## Your objective
Set the listing down again exactly, please, apart from its pictures.
::::::::
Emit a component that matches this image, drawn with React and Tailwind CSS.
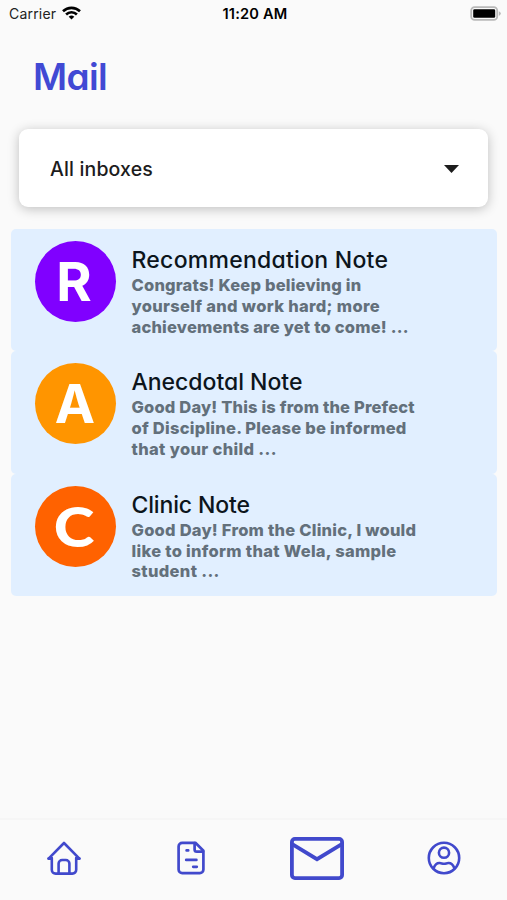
const notes = [
  {
    letter: "R",
    badge: "bg-[#8000ff] font-['Inter',sans-serif] font-bold text-[54px]",
    glyph: "-translate-x-px",
    title: "Recommendation Note",
    titleTrack: "tracking-[0.26px]",
    lines: [
      ["Congrats! Keep believing in", "tracking-[0.2px]"],
      ["yourself and work hard; more", "tracking-[0.31px]"],
      ["achievements are yet to come! ...", "tracking-[0.2px]"],
    ],
  },
  {
    letter: "A",
    badge: "bg-[#ff9500] font-['Inter',sans-serif] font-bold text-[54px]",
    glyph: "",
    title: "Anecdotal Note",
    titleTrack: "-tracking-[0.02px]",
    lines: [
      ["Good Day! This is from the Prefect", "tracking-[0.17px]"],
      ["of Discipline. Please be informed", "tracking-[0.25px]"],
      ["that your child ...", "tracking-[0.34px]"],
    ],
  },
  {
    letter: "C",
    badge: "bg-[#ff6200] font-['Lato',sans-serif] font-black text-[55px]",
    glyph: "scale-x-[1.12] -translate-x-px",
    title: "Clinic Note",
    titleTrack: "tracking-[-0.15px]",
    lines: [
      ["Good Day! From the Clinic, I would", "tracking-[0.23px]"],
      ["like to inform that Wela, sample", "tracking-[0.29px]"],
      ["student ...", "tracking-[0.34px]"],
    ],
  },
];

function StatusBar() {
  return (
    <div className="grid h-7 grid-cols-3 items-center pl-[9px] pr-[6px] text-black">
      <div className="flex items-center gap-[6px] pb-[2px]">
        <span className="text-[14px] tracking-[0.2px] text-[#222]">Carrier</span>
        <svg width="19" height="14" viewBox="0 0 19 14" fill="none" stroke="#000" strokeWidth="2.6">
          <path d="M1 5.3a12.2 12.2 0 0 1 17 0" />
          <path d="M4.1 8.5a7.7 7.7 0 0 1 10.8 0" />
          <path d="M9.5 13.5 6.7 10.8a4 4 0 0 1 5.6 0Z" fill="#000" stroke="none" />
        </svg>
      </div>
      <span className="pt-px text-center text-[14.6px] font-semibold tracking-[0.2px]">11:20 AM</span>
      <svg className="-mt-0.5 justify-self-end" width="31" height="15" viewBox="0 0 31 15">
        <rect x="1.2" y="1.2" width="26" height="12.6" rx="3.4" fill="#fafafa" stroke="#b9b9b9" strokeWidth="1.8" />
        <rect x="3.2" y="3.2" width="22" height="8.6" rx="1.3" fill="#000" />
        <path d="M28.8 5.2q2 .9 2 2.4t-2 2.4Z" fill="#b9b9b9" />
      </svg>
    </div>
  );
}

function Note({ note }) {
  return (
    <article className="flex h-[122.4px] gap-4 rounded-[5px] bg-[#e1efff] pl-6 pt-3">
      <div className={`flex size-[81px] shrink-0 items-center justify-center rounded-full leading-none text-white ${note.badge}`}>
        <span className={`block ${note.glyph}`}>{note.letter}</span>
      </div>
      <div className="pt-[4px]">
        <h2 className={`whitespace-nowrap text-[23px] font-medium leading-[30px] text-[#0c151c] [font-feature-settings:'cv11'] ${note.titleTrack}`}>
          {note.title}
        </h2>
        {note.lines.map(([text, track]) => (
          <p key={text} className={`whitespace-nowrap text-[16.5px] font-extrabold leading-[20.8px] text-[#63707b] ${track}`}>
            {text}
          </p>
        ))}
      </div>
    </article>
  );
}

function NavBar() {
  return (
    <nav className="grid h-[82px] grid-cols-4 items-center justify-items-center border-t-2 border-[#f6f6f6] pb-[4px]">
      <svg className="ml-[2px]" width="34" height="34" viewBox="0 0 34 34" fill="none" stroke="#4149cc" strokeWidth="2.6" strokeLinecap="round" strokeLinejoin="round">
        <path d="M1.6 17.6 17 2l15.400 15.600" />
        <path d="M4.800 17v11.800a3.800 3.800 0 0 0 3.800 3.800h16.800a3.800 3.800 0 0 0 3.800-3.800V17" />
        <path d="M1.600 17.600h3.200M29.200 17.600h3.200" />
        <path d="M11.600 32.300V22.600a3.600 3.600 0 0 1 3.600-3.600h3.600a3.600 3.600 0 0 1 3.600 3.600v9.700" />
      </svg>
      <svg className="ml-px" width="28" height="34" viewBox="0 0 28 34" fill="none" stroke="#4149cc" strokeWidth="2.7" strokeLinecap="round" strokeLinejoin="round">
        <path d="M18.400 1.800H5.200a3.600 3.600 0 0 0-3.600 3.600v23.200a3.600 3.600 0 0 0 3.600 3.600h17.600a3.600 3.600 0 0 0 3.600-3.600V9.800Z" />
        <path d="M17.600 2.200v6.200a2.200 2.200 0 0 0 2.200 2.200H26" />
        <path d="M9.600 9.400h1.600M9.200 18.900h10.200M16.200 25.800h3.600" />
      </svg>
      <svg width="54" height="43" viewBox="0 0 54 43" fill="none" stroke="#4149cc" strokeWidth="3.8" strokeLinejoin="round">
        <rect x="1.9" y="1.9" width="50.2" height="39.2" rx="3" />
        <path d="M2.200 7.200 27 22.200 51.800 7.200" strokeLinejoin="miter" />
      </svg>
      <svg width="34" height="34" viewBox="0 0 34 34" fill="none" stroke="#4149cc" strokeWidth="2.6" strokeLinecap="round">
        <circle cx="17" cy="17" r="15.2" />
        <circle cx="17" cy="11.700" r="5.100" />
        <path d="M6.800 26.800c1.200-3.200 3.400-5 6-4.800 1.600.1 2.600.8 4.200.8s2.600-.7 4.200-.8c2.600-.2 4.800 1.600 6 4.800" />
      </svg>
    </nav>
  );
}

export default function App() {
  return (
    <div className="flex h-[900px] w-[507px] flex-col overflow-hidden bg-[#fafafa] font-['Inter',sans-serif]">
      <StatusBar />
      <h1 className="pl-[33px] pt-[25px] text-[37px] font-semibold leading-[48px] tracking-[-0.6px] text-[#4149d4] [font-feature-settings:'cv11']">
        Mail
      </h1>
      <div className="mx-[19px] mt-7 flex h-[78px] items-center justify-between rounded-[9px] bg-white pl-[31px] pr-[29px] shadow-[0_2px_12px_rgba(0,0,0,0.24)]">
        <span className="pt-[3px] text-[19.5px] font-medium tracking-[0.15px] text-[#1c1c1c] [font-feature-settings:'cv11']">
          All inboxes
        </span>
        <svg className="mt-0.5" width="15" height="8" viewBox="0 0 15 8" fill="#1c1c1c">
          <path d="M0 0h15L7.500 8Z" />
        </svg>
      </div>
      <main className="mx-[10.5px] mt-[22px] flex-1">
        {notes.map((note) => (
          <Note key={note.letter} note={note} />
        ))}
      </main>
      <NavBar />
    </div>
  );
}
::::::::
## Exercise output
Emit a component that matches this image, drawn with React and Tailwind CSS.
const notes = [
  {
    letter: "R",
    badge: "bg-[#8000ff] font-['Inter',sans-serif] font-bold text-[54px]",
    glyph: "-translate-x-px",
    title: "Recommendation Note",
    titleTrack: "tracking-[0.26px]",
    lines: [
      ["Congrats! Keep believing in", "tracking-[0.2px]"],
      ["yourself and work hard; more", "tracking-[0.31px]"],
      ["achievements are yet to come! ...", "tracking-[0.2px]"],
    ],
  },
  {
    letter: "A",
    badge: "bg-[#ff9500] font-['Inter',sans-serif] font-bold text-[54px]",
    glyph: "",
    title: "Anecdotal Note",
    titleTrack: "-tracking-[0.02px]",
    lines: [
      ["Good Day! This is from the Prefect", "tracking-[0.17px]"],
      ["of Discipline. Please be informed", "tracking-[0.25px]"],
      ["that your child ...", "tracking-[0.34px]"],
    ],
  },
  {
    letter: "C",
    badge: "bg-[#ff6200] font-['Lato',sans-serif] font-black text-[55px]",
    glyph: "scale-x-[1.12] -translate-x-px",
    title: "Clinic Note",
    titleTrack: "tracking-[-0.15px]",
    lines: [
      ["Good Day! From the Clinic, I would", "tracking-[0.23px]"],
      ["like to inform that Wela, sample", "tracking-[0.29px]"],
      ["student ...", "tracking-[0.34px]"],
    ],
  },
];

function StatusBar() {
  return (
    <div className="grid h-7 grid-cols-3 items-center pl-[9px] pr-[6px] text-black">
      <div className="flex items-center gap-[6px] pb-[2px]">
        <span className="text-[14px] tracking-[0.2px] text-[#222]">Carrier</span>
        <svg width="19" height="14" viewBox="0 0 19 14" fill="none" stroke="#000" strokeWidth="2.6">
          <path d="M1 5.3a12.2 12.2 0 0 1 17 0" />
          <path d="M4.1 8.5a7.7 7.7 0 0 1 10.8 0" />
          <path d="M9.5 13.5 6.7 10.8a4 4 0 0 1 5.6 0Z" fill="#000" stroke="none" />
        </svg>
      </div>
      <span className="pt-px text-center text-[14.6px] font-semibold tracking-[0.2px]">11:20 AM</span>
      <svg className="-mt-0.5 justify-self-end" width="31" height="15" viewBox="0 0 31 15">
        <rect x="1.2" y="1.2" width="26" height="12.6" rx="3.4" fill="#fafafa" stroke="#b9b9b9" strokeWidth="1.8" />
        <rect x="3.2" y="3.2" width="22" height="8.6" rx="1.3" fill="#000" />
        <path d="M28.8 5.2q2 .9 2 2.4t-2 2.4Z" fill="#b9b9b9" />
      </svg>
    </div>
  );
}

function Note({ note }) {
  return (
    <article className="flex h-[122.4px] gap-4 rounded-[5px] bg-[#e1efff] pl-6 pt-3">
      <div className={`flex size-[81px] shrink-0 items-center justify-center rounded-full leading-none text-white ${note.badge}`}>
        <span className={`block ${note.glyph}`}>{note.letter}</span>
      </div>
      <div className="pt-[4px]">
        <h2 className={`whitespace-nowrap text-[23px] font-medium leading-[30px] text-[#0c151c] [font-feature-settings:'cv11'] ${note.titleTrack}`}>
          {note.title}
        </h2>
        {note.lines.map(([text, track]) => (
          <p key={text} className={`whitespace-nowrap text-[16.5px] font-extrabold leading-[20.8px] text-[#63707b] ${track}`}>
            {text}
          </p>
        ))}
      </div>
    </article>
  );
}

function NavBar() {
  return (
    <nav className="grid h-[82px] grid-cols-4 items-center justify-items-center border-t-2 border-[#f6f6f6] pb-[4px]">
      <svg className="ml-[2px]" width="34" height="34" viewBox="0 0 34 34" fill="none" stroke="#4149cc" strokeWidth="2.6" strokeLinecap="round" strokeLinejoin="round">
        <path d="M1.6 17.6 17 2l15.400 15.600" />
        <path d="M4.800 17v11.800a3.800 3.800 0 0 0 3.800 3.800h16.800a3.800 3.800 0 0 0 3.800-3.800V17" />
        <path d="M1.600 17.600h3.200M29.200 17.600h3.200" />
        <path d="M11.600 32.300V22.600a3.600 3.600 0 0 1 3.600-3.600h3.600a3.600 3.600 0 0 1 3.600 3.600v9.700" />
      </svg>
      <svg className="ml-px" width="28" height="34" viewBox="0 0 28 34" fill="none" stroke="#4149cc" strokeWidth="2.7" strokeLinecap="round" strokeLinejoin="round">
        <path d="M18.400 1.800H5.200a3.600 3.600 0 0 0-3.600 3.600v23.200a3.600 3.600 0 0 0 3.600 3.600h17.600a3.600 3.600 0 0 0 3.600-3.600V9.800Z" />
        <path d="M17.600 2.200v6.200a2.200 2.200 0 0 0 2.200 2.200H26" />
        <path d="M9.600 9.400h1.600M9.200 18.900h10.200M16.200 25.800h3.600" />
      </svg>
      <svg width="54" height="43" viewBox="0 0 54 43" fill="none" stroke="#4149cc" strokeWidth="3.8" strokeLinejoin="round">
        <rect x="1.9" y="1.9" width="50.2" height="39.2" rx="3" />
        <path d="M2.200 7.200 27 22.200 51.800 7.200" strokeLinejoin="miter" />
      </svg>
      <svg width="34" height="34" viewBox="0 0 34 34" fill="none" stroke="#4149cc" strokeWidth="2.6" strokeLinecap="round">
        <circle cx="17" cy="17" r="15.2" />
        <circle cx="17" cy="11.700" r="5.100" />
        <path d="M6.800 26.800c1.200-3.200 3.400-5 6-4.800 1.600.1 2.600.8 4.200.8s2.600-.7 4.200-.8c2.600-.2 4.800 1.600 6 4.800" />
      </svg>
    </nav>
  );
}

export default function App() {
  return (
    <div className="flex h-[900px] w-[507px] flex-col overflow-hidden bg-[#fafafa] font-['Inter',sans-serif]">
      <StatusBar />
      <h1 className="pl-[33px] pt-[25px] text-[37px] font-semibold leading-[48px] tracking-[-0.6px] text-[#4149d4] [font-feature-settings:'cv11']">
        Mail
      </h1>
      <div className="mx-[19px] mt-7 flex h-[78px] items-center justify-between rounded-[9px] bg-white pl-[31px] pr-[29px] shadow-[0_2px_12px_rgba(0,0,0,0.24)]">
        <span className="pt-[3px] text-[19.5px] font-medium tracking-[0.15px] text-[#1c1c1c] [font-feature-settings:'cv11']">
          All inboxes
        </span>
        <svg className="mt-0.5" width="15" height="8" viewBox="0 0 15 8" fill="#1c1c1c">
          <path d="M0 0h15L7.500 8Z" />
        </svg>
      </div>
      <main className="mx-[10.5px] mt-[22px] flex-1">
        {notes.map((note) => (
          <Note key={note.letter} note={note} />
        ))}
      </main>
      <NavBar />
    </div>
  );
}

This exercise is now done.